HUCTW pushed for the rule after its research last year revealed that around 300 temporary and part-time workers at Harvard worked “excessive” hours without overtime pay.
“What makes these 42 jobs unique is that they were working for an extended period of time as a temp or a [less-than-half-time employee], and then they were converted,” Barbash said. “That's a really positive thing for us to see because it means that the policy in some departments is working the way we intended it to.”
Temporary workers and less-than-half-time workers enjoy fewer benefits compared to those provided to regular Harvard staff members despite the similarity of their work to permanent staff, according to Barbash.
“It just seems like if these people are kind of doing this type of work regularly and not just for short projects, they should have the same benefits as everybody else,” Barbash said.
University spokesperson Jonathan L. Swain wrote in an emailed statement that there has generally been an increase in the number of these types of hires.
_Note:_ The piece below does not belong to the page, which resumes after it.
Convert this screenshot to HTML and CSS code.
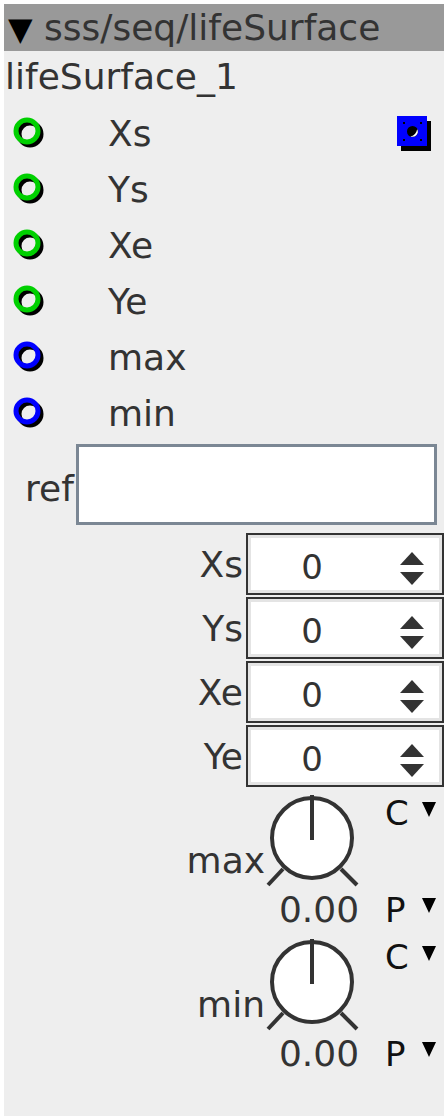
FILE: index.html
```html
<!DOCTYPE html>
<html>
<head>
<meta charset="utf-8">
<link rel="stylesheet" href="styles.css">
</head>
<body>
<div class="panel">
  <div class="title"><span class="tri">▼</span> sss/seq/lifeSurface</div>
  <div class="instance">lifeSurface_1</div>
  <div class="inlets">
    <div class="inlet">
      <svg class="port" width="36" height="36" viewBox="0 0 36 36"><circle cx="19" cy="19" r="11" fill="none" stroke="#000" stroke-width="5"/><circle cx="16" cy="16" r="11" fill="none" stroke="#00d000" stroke-width="5"/></svg>
      <span class="inlet-label">Xs</span>
      <svg class="outlet" width="36" height="36" viewBox="0 0 36 36"><rect x="4" y="5" width="30" height="30" fill="#000"/><rect x="0" y="0" width="30" height="30" fill="#0000ff"/><rect x="6" y="6" width="2" height="2" fill="#000"/><rect x="23" y="6" width="2" height="2" fill="#000"/><rect x="6" y="23" width="2" height="2" fill="#000"/><rect x="23" y="23" width="2" height="2" fill="#000"/><circle cx="15.5" cy="15.5" r="5.5" fill="#000"/><path d="M20.2 13.2 A5.2 5.2 0 0 1 13.4 20.3 Q18.8 19.6 20.2 13.2 Z" fill="#fff"/></svg>
    </div>
    <div class="inlet">
      <svg class="port" width="36" height="36" viewBox="0 0 36 36"><circle cx="19" cy="19" r="11" fill="none" stroke="#000" stroke-width="5"/><circle cx="16" cy="16" r="11" fill="none" stroke="#00d000" stroke-width="5"/></svg>
      <span class="inlet-label">Ys</span>
    </div>
    <div class="inlet">
      <svg class="port" width="36" height="36" viewBox="0 0 36 36"><circle cx="19" cy="19" r="11" fill="none" stroke="#000" stroke-width="5"/><circle cx="16" cy="16" r="11" fill="none" stroke="#00d000" stroke-width="5"/></svg>
      <span class="inlet-label">Xe</span>
    </div>
    <div class="inlet">
      <svg class="port" width="36" height="36" viewBox="0 0 36 36"><circle cx="19" cy="19" r="11" fill="none" stroke="#000" stroke-width="5"/><circle cx="16" cy="16" r="11" fill="none" stroke="#00d000" stroke-width="5"/></svg>
      <span class="inlet-label">Ye</span>
    </div>
    <div class="inlet">
      <svg class="port" width="36" height="36" viewBox="0 0 36 36"><circle cx="19" cy="19" r="11" fill="none" stroke="#000" stroke-width="5"/><circle cx="16" cy="16" r="11" fill="none" stroke="#0000ff" stroke-width="5"/></svg>
      <span class="inlet-label">max</span>
    </div>
    <div class="inlet">
      <svg class="port" width="36" height="36" viewBox="0 0 36 36"><circle cx="19" cy="19" r="11" fill="none" stroke="#000" stroke-width="5"/><circle cx="16" cy="16" r="11" fill="none" stroke="#0000ff" stroke-width="5"/></svg>
      <span class="inlet-label">min</span>
    </div>
  </div>
  <div class="ref-row">
    <span class="ref-label">ref</span>
    <div class="ref-box"></div>
  </div>
  <div class="spins">
    <div class="spin-row"><span class="spin-label">Xs</span><div class="spin"><span class="spin-val">0</span><svg class="arrows" width="26" height="34" viewBox="0 0 26 34"><polygon points="13,0 25,13 1,13" fill="#333"/><polygon points="1,20 25,20 13,33" fill="#333"/></svg></div></div>
    <div class="spin-row"><span class="spin-label">Ys</span><div class="spin"><span class="spin-val">0</span><svg class="arrows" width="26" height="34" viewBox="0 0 26 34"><polygon points="13,0 25,13 1,13" fill="#333"/><polygon points="1,20 25,20 13,33" fill="#333"/></svg></div></div>
    <div class="spin-row"><span class="spin-label">Xe</span><div class="spin"><span class="spin-val">0</span><svg class="arrows" width="26" height="34" viewBox="0 0 26 34"><polygon points="13,0 25,13 1,13" fill="#333"/><polygon points="1,20 25,20 13,33" fill="#333"/></svg></div></div>
    <div class="spin-row"><span class="spin-label">Ye</span><div class="spin"><span class="spin-val">0</span><svg class="arrows" width="26" height="34" viewBox="0 0 26 34"><polygon points="13,0 25,13 1,13" fill="#333"/><polygon points="1,20 25,20 13,33" fill="#333"/></svg></div></div>
  </div>
  <div class="knob-sec first">
    <span class="knob-label">max</span>
    <svg class="knob" width="94" height="98" viewBox="0 0 94 98"><circle cx="46" cy="45" r="40" fill="#fff" stroke="#333" stroke-width="4"/><line x1="46" y1="47" x2="46" y2="2" stroke="#333" stroke-width="4"/><line x1="2" y1="92" x2="17" y2="76" stroke="#333" stroke-width="4"/><line x1="75" y1="76" x2="91" y2="92" stroke="#333" stroke-width="4"/></svg>
    <span class="mode mode-c"><span class="letter">C</span><svg class="dd" width="14" height="16" viewBox="0 0 14 16"><polygon points="0,0 14,0 7,15" fill="#000"/></svg></span>
    <span class="knob-val">0.00</span>
    <span class="mode mode-p"><span class="letter">P</span><svg class="dd" width="14" height="16" viewBox="0 0 14 16"><polygon points="0,0 14,0 7,15" fill="#000"/></svg></span>
  </div>
  <div class="knob-sec">
    <span class="knob-label">min</span>
    <svg class="knob" width="94" height="98" viewBox="0 0 94 98"><circle cx="46" cy="45" r="40" fill="#fff" stroke="#333" stroke-width="4"/><line x1="46" y1="47" x2="46" y2="2" stroke="#333" stroke-width="4"/><line x1="2" y1="92" x2="17" y2="76" stroke="#333" stroke-width="4"/><line x1="75" y1="76" x2="91" y2="92" stroke="#333" stroke-width="4"/></svg>
    <span class="mode mode-c"><span class="letter">C</span><svg class="dd" width="14" height="16" viewBox="0 0 14 16"><polygon points="0,0 14,0 7,15" fill="#000"/></svg></span>
    <span class="knob-val">0.00</span>
    <span class="mode mode-p"><span class="letter">P</span><svg class="dd" width="14" height="16" viewBox="0 0 14 16"><polygon points="0,0 14,0 7,15" fill="#000"/></svg></span>
  </div>
</div>
</body>
</html>
```
FILE: styles.css
```css
html, body {
  margin: 0;
  padding: 0;
  background: #fff;
}
body {
  padding: 4px;
  font-family: "DejaVu Sans", sans-serif;
  color: #333;
}
.panel {
  width: 440px;
  height: 1112px;
  background: #eeeeee;
  display: flex;
  flex-direction: column;
}
.title {
  height: 47px;
  background: #999999;
  font-size: 36px;
  line-height: 47px;
  padding-left: 4px;
  white-space: nowrap;
  overflow: hidden;
}
.tri {
  color: #000;
  font-size: 32px;
}
.instance {
  height: 54px;
  font-size: 36px;
  line-height: 52px;
  padding-left: 1px;
}
.inlets {
  display: flex;
  flex-direction: column;
}
.inlet {
  height: 56px;
  display: flex;
  align-items: center;
}
.port {
  margin-left: 7px;
  flex: none;
}
.inlet-label {
  margin-left: 61px;
  font-size: 36px;
}
.outlet {
  margin-left: auto;
  margin-right: 11px;
  margin-top: 2px;
}
.ref-row {
  margin-top: 3px;
  display: flex;
  align-items: center;
  height: 81px;
}
.ref-label {
  font-size: 36px;
  margin-left: 21px;
  margin-top: 8px;
}
.ref-box {
  margin-left: auto;
  margin-right: 7px;
  width: 355px;
  height: 75px;
  background: #fff;
  border: 3px solid #7b8794;
}
.spins {
  margin-top: 8px;
  display: flex;
  flex-direction: column;
  gap: 2px;
}
.spin-row {
  display: flex;
  align-items: center;
  justify-content: flex-end;
  height: 62px;
}
.spin-label {
  font-size: 36px;
  margin-right: 3px;
}
.spin {
  width: 194px;
  height: 52px;
  padding-top: 6px;
  border: 2px solid #333;
  box-shadow: inset 0 0 0 3px #e4e4e4;
  background: #fff;
  display: flex;
  align-items: center;
}
.spin-val {
  width: 128px;
  text-align: center;
  font-size: 34px;
}
.arrows {
  margin-left: 23px;
  margin-top: 4px;
}
.knob-sec {
  height: 144px;
  display: grid;
  grid-template-columns: 262px 94px 84px;
  grid-template-rows: 98px 46px;
}
.knob-sec.first {
  margin-top: 6px;
}
.knob-label {
  grid-column: 1;
  grid-row: 1;
  justify-self: end;
  align-self: end;
  font-size: 36px;
  margin-bottom: 10px;
  margin-right: 1px;
}
.knob {
  grid-column: 2;
  grid-row: 1;
  align-self: start;
}
.knob-val {
  grid-column: 2;
  grid-row: 2;
  align-self: start;
  justify-self: center;
  font-size: 36px;
  line-height: 34px;
  margin-left: 12px;
  margin-top: 2px;
}
.mode {
  grid-column: 3;
  align-self: start;
  color: #111;
  font-size: 34px;
  padding-left: 25px;
  display: flex;
  align-items: flex-start;
}
.letter {
  width: 37px;
}
.mode-c {
  grid-row: 1;
  line-height: 40px;
}
.mode-c .dd {
  margin-top: 9px;
}
.mode-p {
  grid-row: 2;
  line-height: 34px;
  margin-top: 2px;
}
.mode-p .dd {
  margin-top: 5px;
}
```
Swain, however, wrote he could not verify the number HUCTW’s specific numbers.
The contract also established a Joint Committee on Contingent Work to ensure departments comply with the policy and requires that Harvard share monthly data on its use of contingent workers with HUCTW for analysis to identify potential contract violations.
The current HUCTW contract with the University went into effect in December 2018, after the contract negotiations dragged weeks past the expiration of their previous contract. The current three-year contract will expire in September 2021.